Tout le secteur de la poissonnerie Congelcam, est miné, ou plutôt bien fourni.
Les couche-tard et tous les hommes qui sortent de Compressor Bar, ont une bone
marge de manœuvre, pour choisir avec quoi et ou qui, s'envoler au
septième ciel.
Si vous n’êtes pas consommateur de piment, passez
tranquillement. Pas de temps à perdre, pour ces femmes de plaisirs. Mais après
une négociation houleuse, une travailleuse de sexe (TS) accepte de se confier à
nous, en échange de quelques billets de banque. Il s’agit de Anaba, surnommée
par ses collègues « Belle Lune » du fait de son teint clair réputé
ici être un atout dans le métier. « Tous les hommes aiment bien la
peau jaune. Quand vous l’avez naturellement comme moi, c’est un avantage dans
le métier », se délecte-t-elle. Belle Lune est une fille de 23 ans,
ancienne élève du Lycée Bilingue d’Essos. Elle est mère d’une fille de 5 ans,
conçue l’année où elle obtient son probatoire.
Pour elle, c’est le destin qui l’amène dans le commerce du
sexe. « Jusqu’en classe de Première tout allait bien. Sauf
qu’au deuxième trimestre de l’année où je fais le probatoire je conçois. Mon
oncle qui s’occupe de moi, depuis l’enfance, après le départ de ma mère, sa
petite sœur ; a décidé de tout abandonner. Cette année-là, j’ai dû laisser
l’école et commencer à me débrouiller avec les petits boulots pour mon futur
enfant. J’ai vendu les arachides, j’ai été ménagère, j’ai fait pleins de trucs.
Il y a trois ans, une amie qui parallèlement m’épaulait de temps en temps, m’a
convaincu de pouvoir aller avec les hommes pour me faire payer. Au début,
j’étais très complexée, j’avais honte. Mais avec le temps, et grâce à ses
encouragements, j’ai fini par m’adapter. C’est toujours cette amie qui m’a
trouvée une place, ici à Ekounou et me faire être acceptée par d’autres
filles », indique-t-elle. Sur le dos de cette fille mère, sommeillent
déjà trois années d’expérience dans le commerce du sexe. « Le
métier, je le commence lorsque mon enfant a eu 2 ans et que, mon l’oncle
l’a prise pour me permettre de pouvoir me battre pour préparer son
avenir ». Vendre du piment a été, selon elle, l’unique voie du
destin pour assurer l’encadrement de sa fillette. Jusqu’ici, tout va bien,
rassure-telle. « Depuis l’an passé, elle fait la Maternelle et
c’est moi qui paie ses études », confie-t-elle.

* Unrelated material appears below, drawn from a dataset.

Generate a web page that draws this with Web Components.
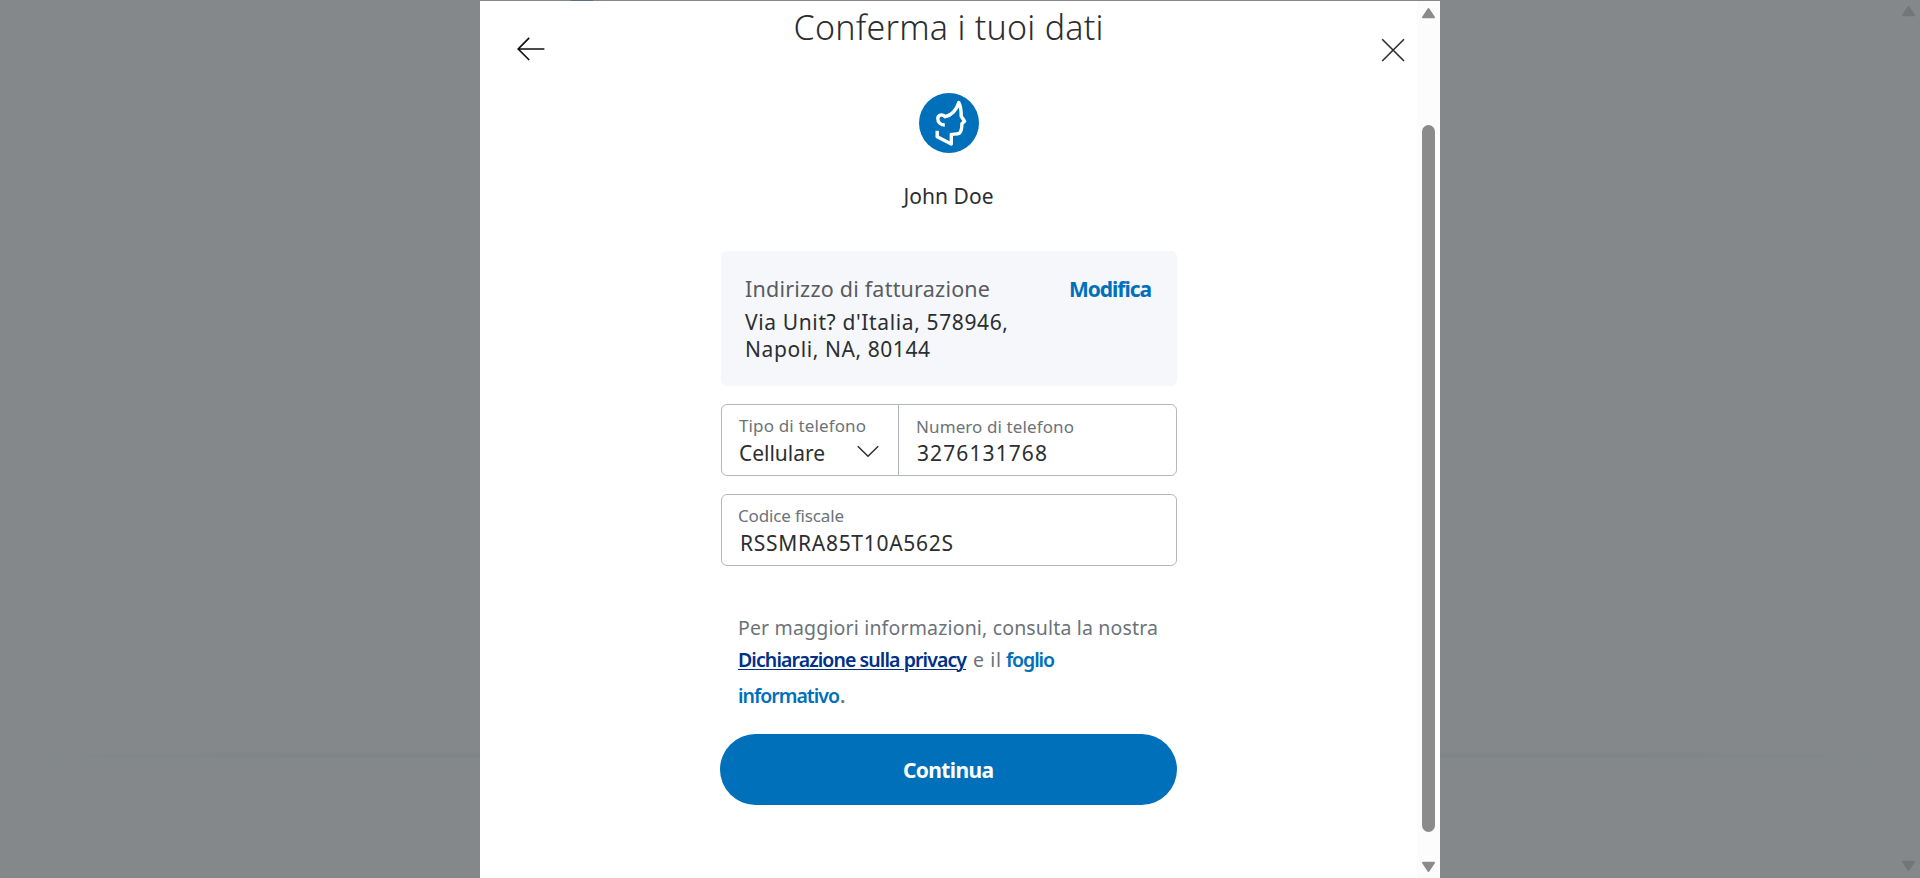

A Melen, au lieu-dit Mini-ferme, les mêmes exigences de
responsabilités parentales vont amener Rosine, mère de deux enfants,
après avoir été déçue par son homme, qui, dit-elle, l’a quittée pour « aimer
une autre femme », quitte Odza chaque soir pour venir ici se livrer
dans le commerce du sexe dès 19h. « Je n’ai pas trouvé un autre
métier plus rentable où je pouvais me sentir libre, sans menace ou pression de
quiconque », confie-t-elle à notre collègue. Tout comme Belle Lune,
Rosie gagne chaque jour, entre 15 à 20 mille Francs CFA. Mais non sans la sueur
qui plus en réalité celle du front, mais celle du coït.
« Dans ce métier je subis toutes sortes de
frustrations. Un client qui ne veut pas bien te payer veut durer sur toi en
voulant que tu le gères comme s’il était ton mari. Quand tu lui fais comprendre
que c’est un servi qui ne correspond pas au prix convenu, il te couvre
d’injures, te chosifie et te réduit à rien. Le matin quand je rentre, ma tête
chauffe », confie l’habitante du quartier Odza. Plus astucieuse que
cette TS mère de deux enfants, Belle Lune a sa façon à elle d’éviter les maux
de tête. « Quand un client vient pour la première fois, je suis
distante et très pressée. Je fais tout pour qu’il ne dure pas sur moi. Je suis
agressive et n’arrête pas de le presser. C’est quand je vois un même client
plus de deux fois, s’il est sérieux, on devient des amis. Quand il arrive je le
mets à l’aise. Moi-même je joue son jeu, en essayant de le faire croire qu’il
est à la maison. Ce genre de client, quand il est même content, il peut même te
donner 5 ou 10 mille. Ou encore, je lui donne mon numéro, on se gère quand
le désire », nous révèle cette autre TS.
Vendeuses de piment, travailleuses de sexe, filles de joie
des noms et bien d’autres utilisés pour désigner ces commerçantes d’un autre
genre. A Yaoundé, que ce soit à Melen, Mvog-Atangana Mballa, Nkolndongo,
Emombo, Ekounou, elles sont ensemble, mais ne se ressemblent guère. Elles
sont grandes ou petites, rondes ou effilées, jaunes ou au teint noir, poussées
par des amertumes de la vie ruminées intérieurement chacune dans une version
différentes de celle de l’autre, ces travailleuses de sexe ont un objectif
commun : panser leur plaies en procurant du plaisir pour de l’argent, en
envoyant leur clients qui, au septième ciel, qui au royaume de l’enfer.